Cyril Pelluet recalled good times in the Palace Bars after the war. “In the late 1950s”, he says, “it was run by Fuller and Swatland. The head barman was Matthew Hart, a sort of big brother or uncle, always immaculately turned out in a white jacket and slicked back hair. It had a very long bar and the right hand corner was known as Matt’s corner. His equally affable sidekick Ted was known as ‘the stomach in a white coat’. The Palace Bars  was quite a smart place. At that time National Service was still on and a lot of us servicemen and ex-servicemen, used to meet up there―a happy atmosphere and a lot of camaraderie.”


Palace Bars interior 1950s

In 2012 the Pig’s Palace was the location of Byzantinium a film described as a ‘horror, fantasy, thriller’. The story concerns a mother-daughter vampire duo who move into a run down seaside hotel while hiding out from other vampires. One critic described the film as “seductive, sadistic and elegantly depraved, Byzantinium is an unabashedly stylish addition to a timeless genre.”

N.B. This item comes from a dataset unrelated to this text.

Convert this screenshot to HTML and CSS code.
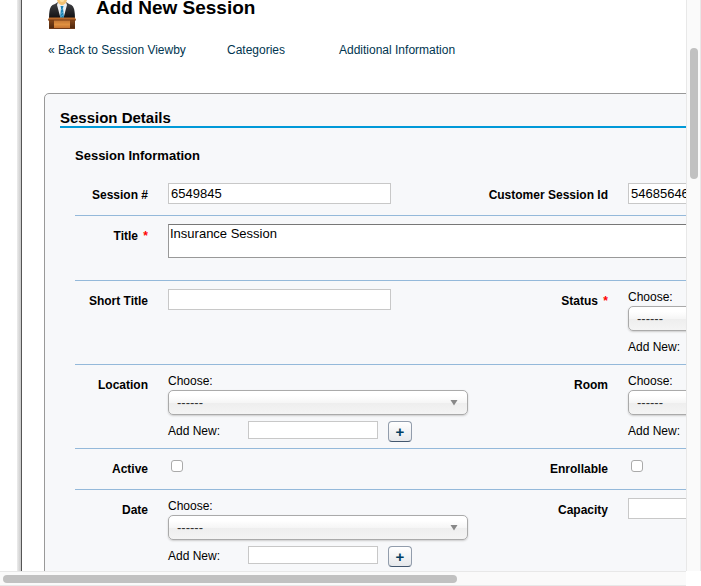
FILE: index.html
```html
<!DOCTYPE html>
<html lang="en">
<head>
<meta charset="utf-8">
<title>Add New Session</title>
<link rel="stylesheet" href="styles.css">
</head>
<body>
<main class="viewport">
  <div class="page">
    <header class="page-header">
      <svg class="speaker" viewBox="0 0 28 29" aria-hidden="true">
        <defs>
          <linearGradient id="suit" x1="0" y1="0" x2="0" y2="1"><stop offset="0" stop-color="#454548"/><stop offset="1" stop-color="#111114"/></linearGradient>
          <linearGradient id="wood" x1="0" y1="0" x2="0" y2="1"><stop offset="0" stop-color="#c07434"/><stop offset="0.5" stop-color="#e09040"/><stop offset="1" stop-color="#bd6b2c"/></linearGradient>
          <linearGradient id="side" x1="0" y1="0" x2="0" y2="1"><stop offset="0" stop-color="#8a4a1c"/><stop offset="1" stop-color="#4a240c"/></linearGradient>
        </defs>
        <path d="M1 18 Q1 10 3 6.500 Q4 4.500 7 4 L10 2 H18 L21 4 Q24 4.500 25 6.500 Q27 10 27 18Z" fill="url(#suit)"/>
        <path d="M10 2 L9 5 L12.500 18 H15.500 L19 5 L18 2Z" fill="#eef0f2"/>
        <path d="M9 0 H19 Q18.500 3 16 4.500 Q14 6 12 4.500 Q9.500 3 9 0Z" fill="#f3c273"/>
        <path d="M11.500 0 H16.500 Q16 2 14 2 Q12 2 11.500 0Z" fill="#ffdf9f"/>
        <path d="M12.500 6 H15.500 L15 8 L16 18 H12 L13 8Z" fill="#1c83b5"/>
        <path d="M13 10 L15 8.500 M12.500 14 L15.500 11.500 M12.500 17 L15.500 14.500" stroke="#69bde0" stroke-width="0.800"/>
        <path d="M1 19 H27 V29 H1Z" fill="url(#side)"/>
        <path d="M6 20 H22 V29 H6Z" fill="url(#wood)"/>
        <path d="M1 17.500 H27 L28 20 H0Z" fill="#b96a2c"/>
        <path d="M0 20 H28" stroke="#743b14"/>
        <path d="M1 28.500 H27" stroke="#6e3919"/>
      </svg>
      <h1>Add New Session</h1>
    </header>
    <nav class="links">
      <a href="#viewby">« Back to Session Viewby</a>
      <a href="#categories">Categories</a>
      <a href="#additional">Additional Information</a>
    </nav>
    <form class="panel">
      <h2>Session Details</h2>
      <div class="section">
        <h3>Session Information</h3>
        <div class="row">
          <label class="name" for="number">Session #</label>
          <div class="field"><input class="text" id="number" type="text" value="6549845"></div>
          <label class="name" for="customer">Customer Session Id</label>
          <div class="field"><input class="text" id="customer" type="text" value="546856465"></div>
        </div>
        <div class="row title-row">
          <label class="name" for="title">Title <span class="required">*</span></label>
          <div class="field wide"><textarea id="title">Insurance Session</textarea></div>
        </div>
        <div class="row">
          <label class="name" for="short">Short Title</label>
          <div class="field"><input class="text" id="short" type="text"></div>
          <label class="name" for="status">Status <span class="required">*</span></label>
          <div class="field choice">
            <label for="status">Choose:</label>
            <select id="status"><option>------</option></select>
            <div class="add"><label for="new-status">Add New:</label><input id="new-status" type="text"><button type="button" aria-label="Add status">+</button></div>
          </div>
        </div>
        <div class="row">
          <label class="name" for="location">Location</label>
          <div class="field choice">
            <label for="location">Choose:</label>
            <select id="location"><option>------</option></select>
            <div class="add"><label for="new-location">Add New:</label><input id="new-location" type="text"><button type="button" aria-label="Add location">+</button></div>
          </div>
          <label class="name" for="room">Room</label>
          <div class="field choice">
            <label for="room">Choose:</label>
            <select id="room"><option>------</option></select>
            <div class="add"><label for="new-room">Add New:</label><input id="new-room" type="text"><button type="button" aria-label="Add room">+</button></div>
          </div>
        </div>
        <div class="row check-row">
          <label class="name" for="active">Active</label>
          <div class="field"><input id="active" type="checkbox"></div>
          <label class="name" for="enrollable">Enrollable</label>
          <div class="field"><input id="enrollable" type="checkbox"></div>
        </div>
        <div class="row">
          <label class="name" for="date">Date</label>
          <div class="field choice">
            <label for="date">Choose:</label>
            <select id="date"><option>------</option></select>
            <div class="add"><label for="new-date">Add New:</label><input id="new-date" type="text"><button type="button" aria-label="Add date">+</button></div>
          </div>
          <label class="name" for="capacity">Capacity</label>
          <div class="field"><input class="text" id="capacity" type="text"></div>
        </div>
      </div>
    </form>
  </div>
</main>
<div class="bar vertical"><div class="thumb"></div></div>
<div class="bar horizontal"><div class="thumb"></div></div>
</body>
</html>
```

FILE: styles.css
```css
* { box-sizing: border-box; }

body {
  margin: 0;
  height: 100vh;
  display: grid;
  grid-template: minmax(0, 1fr) 15px / minmax(0, 1fr) 15px;
  overflow: hidden;
  background: #fff;
  color: #000;
  font: 12px/16px "Liberation Sans", Arial, sans-serif;
}

h1, h2, h3 { margin: 0; }
input, select, textarea, button { margin: 0; font-family: inherit; color: inherit; }

.viewport {
  overflow: hidden;
  padding-left: 17px;
}

.page {
  min-width: 960px;
  background: linear-gradient(to right, #ececec, #c8c8c8 4px, #555 4px, #555 5px, #fff 5px);
  padding: 0 22px 0 27px;
}

.page-header {
  display: flex;
  gap: 20px;
  padding-left: 4px;
}

.speaker {
  width: 28px;
  height: 29px;
}

h1 {
  font-size: 19px;
  line-height: 15px;
}

.links {
  display: grid;
  grid-template-columns: 179px 112px auto;
  padding: 13px 0 35px 4px;
}

.links a {
  color: #003550;
  text-decoration: none;
}

.panel {
  border: 1px solid #999;
  border-radius: 5px;
  background: #f7f8fa;
  padding: 15px;
}

h2 {
  border-bottom: 2px solid #0099d8;
  font-size: 15px;
  line-height: 17px;
}

.section { padding: 20px 15px 0; }

h3 {
  padding-bottom: 11px;
  font-size: 13px;
  line-height: 16px;
}

.row {
  display: grid;
  grid-template-columns: 93px 300px 160px minmax(300px, 1fr);
  border-bottom: 1px solid #94b9da;
}

.name {
  padding: 12px 20px 0 0;
  font-weight: bold;
  text-align: right;
}

.required {
  margin-left: 2px;
  color: #f00;
}

.field { padding: 8px 0 11px; }
.wide { grid-column: 2 / -1; }
.title-row .field { padding-bottom: 22px; }

input[type="text"] {
  display: block;
  border: 1px solid #c8c8c8;
  background: #fff;
  padding: 0 2px;
  font-size: 13px;
}

.text {
  width: 223px;
  height: 21px;
}

textarea {
  display: block;
  width: 100%;
  height: 34px;
  border: 1px solid #999;
  border-top-color: #777;
  padding: 1px;
  background: #fff;
  font-size: 13px;
  line-height: 16px;
  resize: none;
}

.choice { padding-bottom: 6px; }

.choice > label {
  display: block;
  margin-bottom: 1px;
}

select {
  display: block;
  appearance: none;
  width: 300px;
  height: 25px;
  margin-bottom: 6px;
  border: 1px solid #aaa;
  border-radius: 5px;
  padding: 0 8px;
  background:
    url("data:image/svg+xml,%3Csvg xmlns='http://www.w3.org/2000/svg' width='8' height='6'%3E%3Cpath d='M0.500 0H7.500L4 5.500Z' fill='%23888'/%3E%3C/svg%3E") right 9px top 9px no-repeat,
    linear-gradient(#fff 20%, #f6f6f6 50%, #eee 52%, #f4f4f4);
  box-shadow: 0 1px 2px #ccc;
  color: #333;
  font-size: 13px;
}

.add {
  display: grid;
  grid-template-columns: 80px 130px 34px;
  align-items: start;
  height: 21px;
}

.add label { line-height: 20px; }
.add input { height: 18px; }

button {
  width: 24px;
  height: 21px;
  margin-left: 10px;
  border: 1px solid #929dac;
  border-bottom-color: #42566e;
  border-radius: 4px;
  padding: 0;
  background: linear-gradient(#fff, #e6e8eb);
  font-size: 15px;
  font-weight: bold;
  line-height: 16px;
}

.add button {
  margin-left: 10px;
  color: #003e62;
}

.check-row .field { padding: 11px 0 17px 3px; }

input[type="checkbox"] {
  display: block;
  appearance: none;
  width: 12px;
  height: 12px;
  border: 1px solid #aaa;
  border-radius: 3px;
  background: #fff;
}

.bar { background: #fafafa; }

.vertical {
  border: solid #e8e8e8;
  border-width: 0 1px;
  padding: 48px 2px 0 3px;
}

.vertical .thumb { height: 25%; }

.horizontal {
  border: solid #e8e8e8;
  border-width: 1px 0;
  padding: 3px 0 2px 3px;
}

.horizontal .thumb {
  width: 66.5%;
  height: 100%;
}

.thumb {
  border-radius: 4px;
  background: #c1c1c1;
}
```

The bar became an occasional cocktail lounge featuring a ‘Flairhead barman’ who entertained the customers by juggling  bottles, glasses and cocktail shakers.  

Russell

In the 1970s the Palace Bars became the Pig in Paradise, an ‘alternative’ venue describing itself as an ‘Ad Hoc Arts and Performance Centre’. In 1984 Roger Carey celebrated his 1,000th gig here, with a collection for Ethiopian Famine Relief.

 
In the mid-1980s, several events were staged from ‘quiet music on the Hammond organ and the Bechstein concert grand’, to poetry readings, magic, and rhythm and blues. The Pig also hosted the Hastings Free Festival with a ‘broad minded selection of culture for the town’s alternative masses’. In 1986 the Pig staged two weeks of daily entertainment ranging from radical poetry, blues, country, string quartets, disco synth, craft, free form music, cabaret, comedy and film. It also included psycho sonic music by local band Turn Blue. Numerous other bands performed here including Pass the Cat and Moire Music.